Margaret Creswell, Atlantic City’s first female police officer, undated. (Photo: Atlantic City Heritage Collections, Atlantic City Free Public Library).

Margaret Briar Creswell Hiawatha, Atlantic City’s first policewoman, made a large impact on the lives of African Americans in Atlantic City. She was born on April 27, 1899 to African American parents John and Willie Briar in Greenville, South Carolina. Her mother worked as a nurse and her father, a contractor.

Raised a Roman Catholic, Maggie Creswell received an education in both Greenville’s Union public schools and St. Francis de Sales School, a private school in Virginia for African-American women. In 1917, Margaret married Berned Creswell, a farmer. They were the first black couple to marry in St. Mary’s white church in Greenville. In 1918, Maggie and Berned Creswell sold their home in South Carolina and they moved to Berned’s old workplace, Atlantic City.

After a year in Atlantic City, Maggie gave birth to their son, Berned Creswell Jr. In 1921, Margaret earned her first position in law enforcement as a clerk assistant in a sheriff’s office in Mays Landing, New Jersey. This job was awarded to her by politician Enoch L. Johnson because of her involvement in local Republican politics.

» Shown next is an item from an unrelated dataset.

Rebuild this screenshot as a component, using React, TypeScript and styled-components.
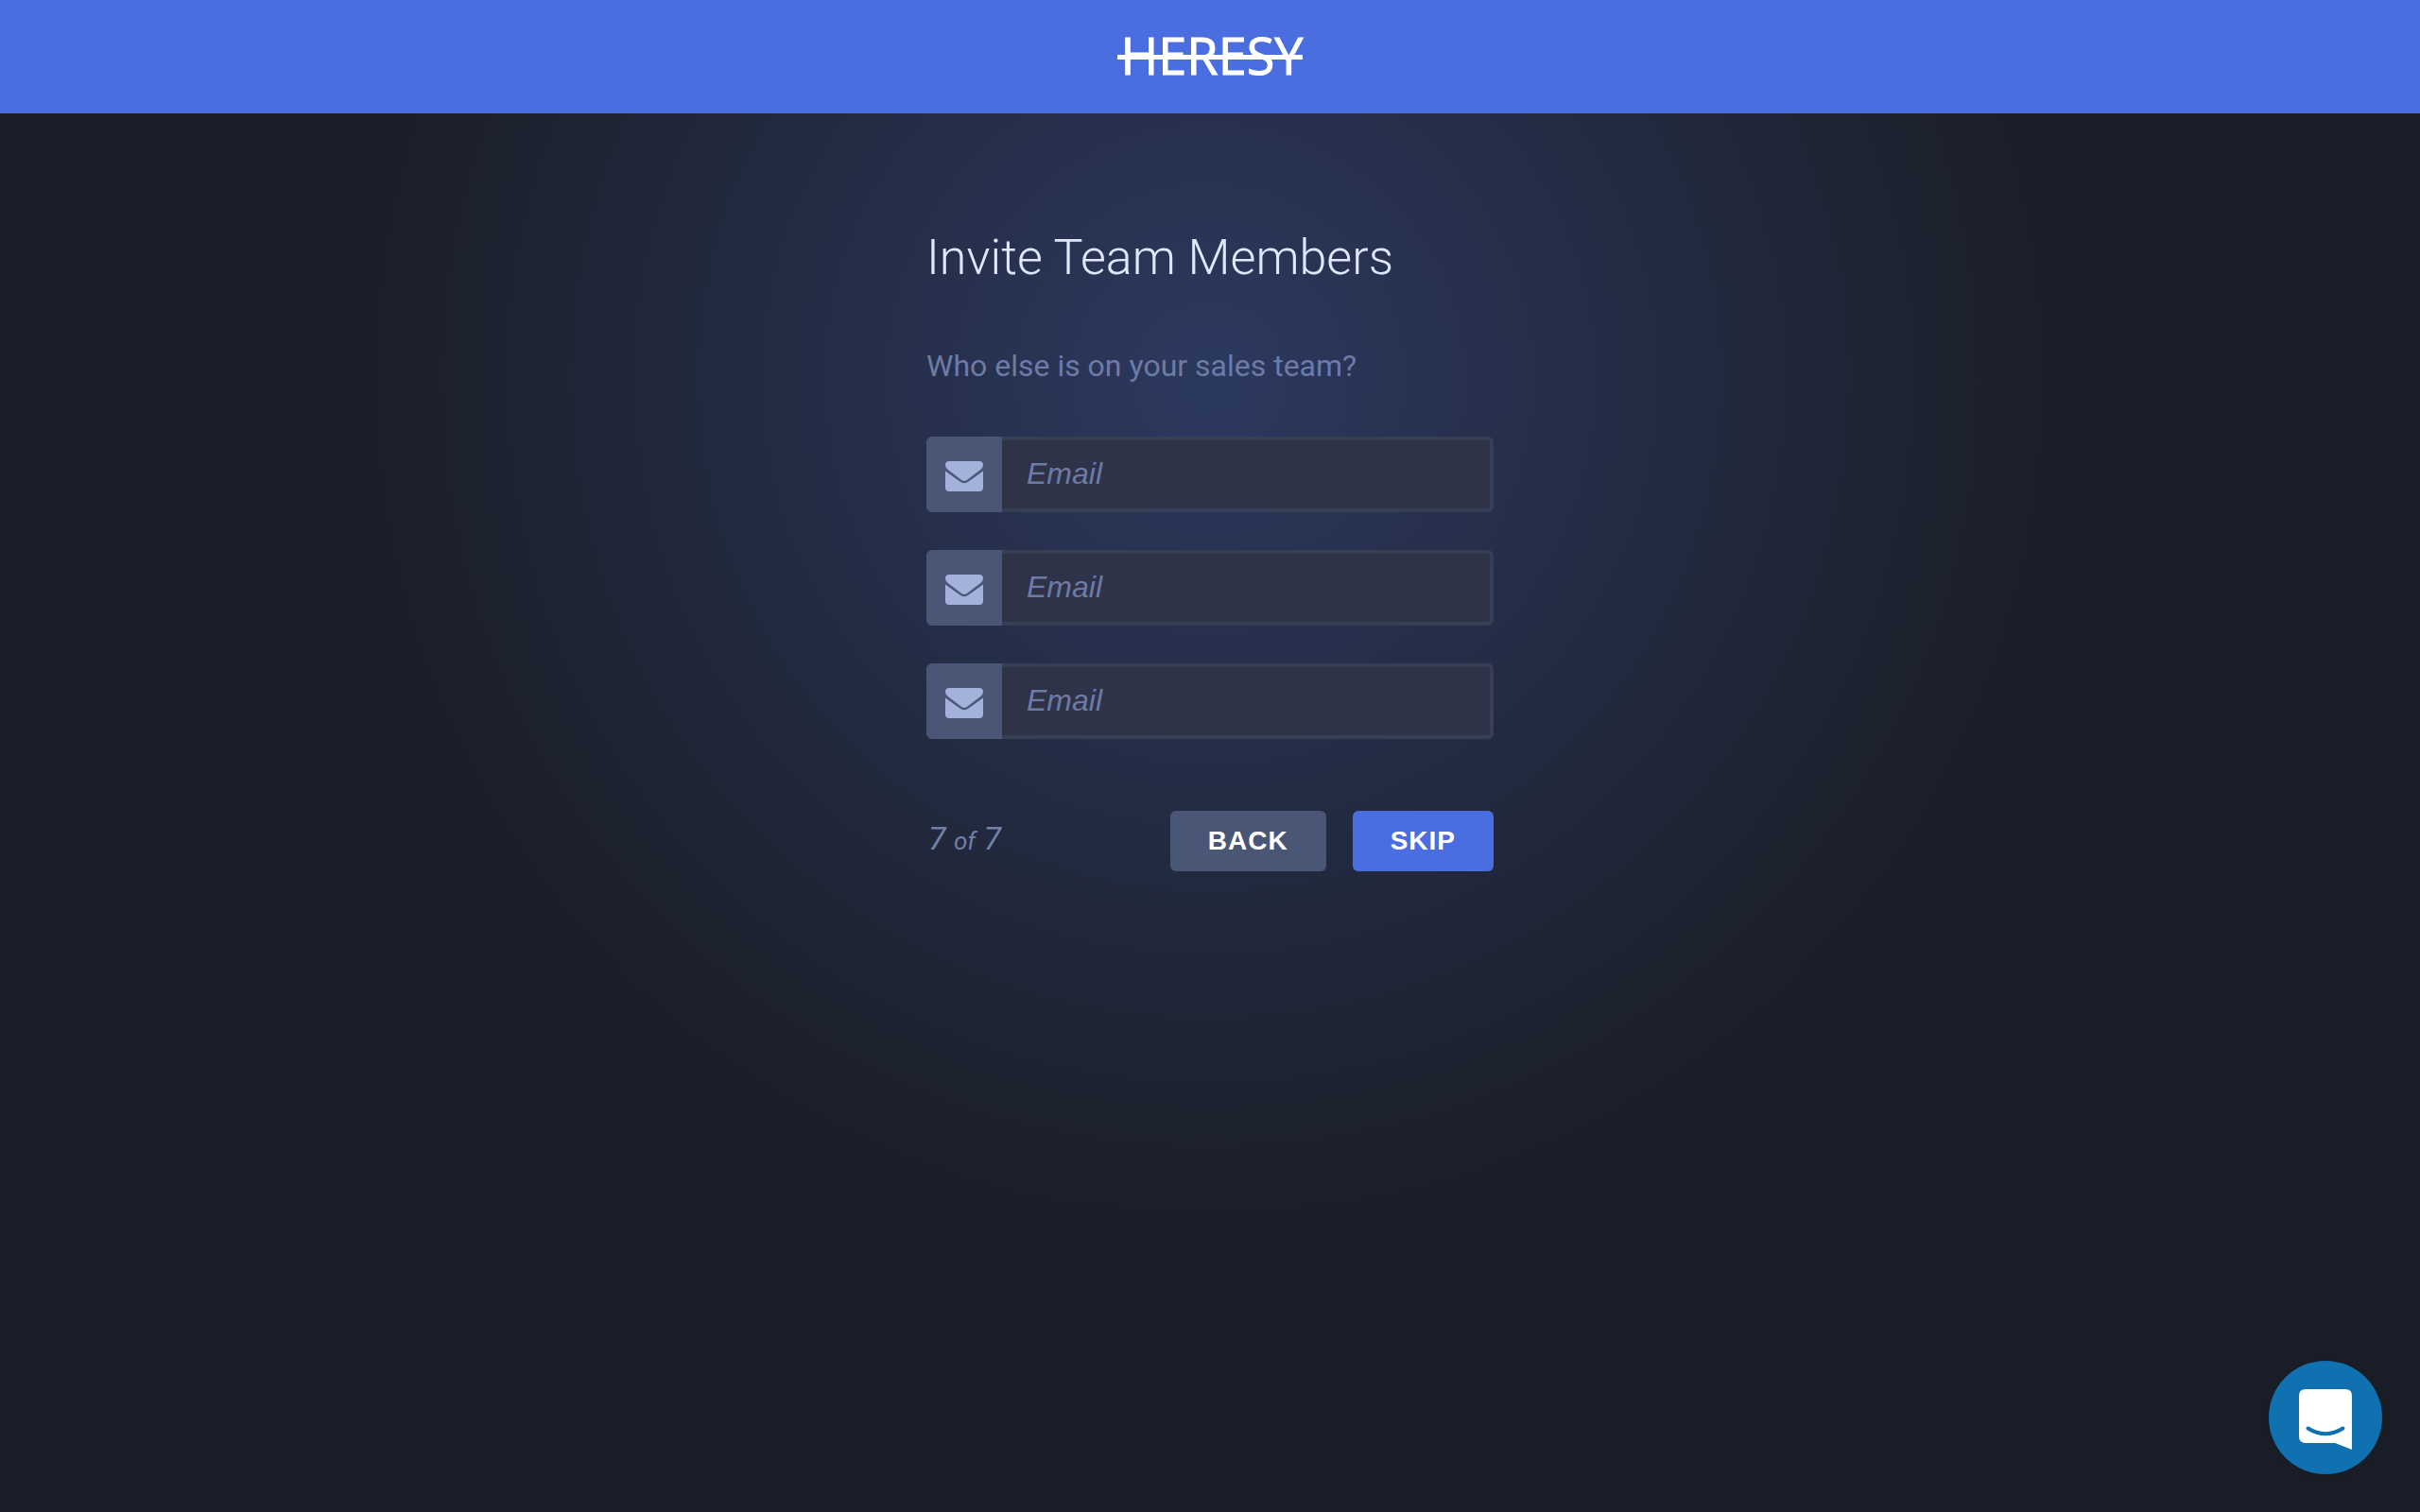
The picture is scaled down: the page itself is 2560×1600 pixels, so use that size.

In 1924, Margaret began working as New Jersey’s first female police officer. After working for three years, she was sworn into the force as a permanent officer. She sported badge No. 1 and the force assigned her to the predominantly Black Northside of Atlantic City. Creswell became widely known as a social worker and civil rights activist. Fighting through all climates and holidays, she had patrolled the streets, disarmed criminals, and spent much of her time dealing with child welfare and women’s equality.

As the only woman on the task force, Maggie introduced a fresh, more understanding perspective to help female victims and criminals. She worked tirelessly with female juveniles and rape victims, since she was the only officer that could handle those cases. Creswell implemented Black feminism to the police force to open the minds of the police force and the Atlantic City community.

After just ten years of work, Creswell noticed a change in her area. In Joan Burstyn’s book “Past and promise: lives of New Jersey Women,” quotes Creswell saying “the Northside is well under control now, and the town’s clean, when I first went on the job children in the colored section were running around like fillies. The street was full of them at all hours of the night” (Burstyn, 260). Her husband passed away due to an auto accident in 1925, resulting in her father and sister moving to Atlantic City. In the mid-1930s, Margaret would marry St. Clair Hiawatha, a detective coworker.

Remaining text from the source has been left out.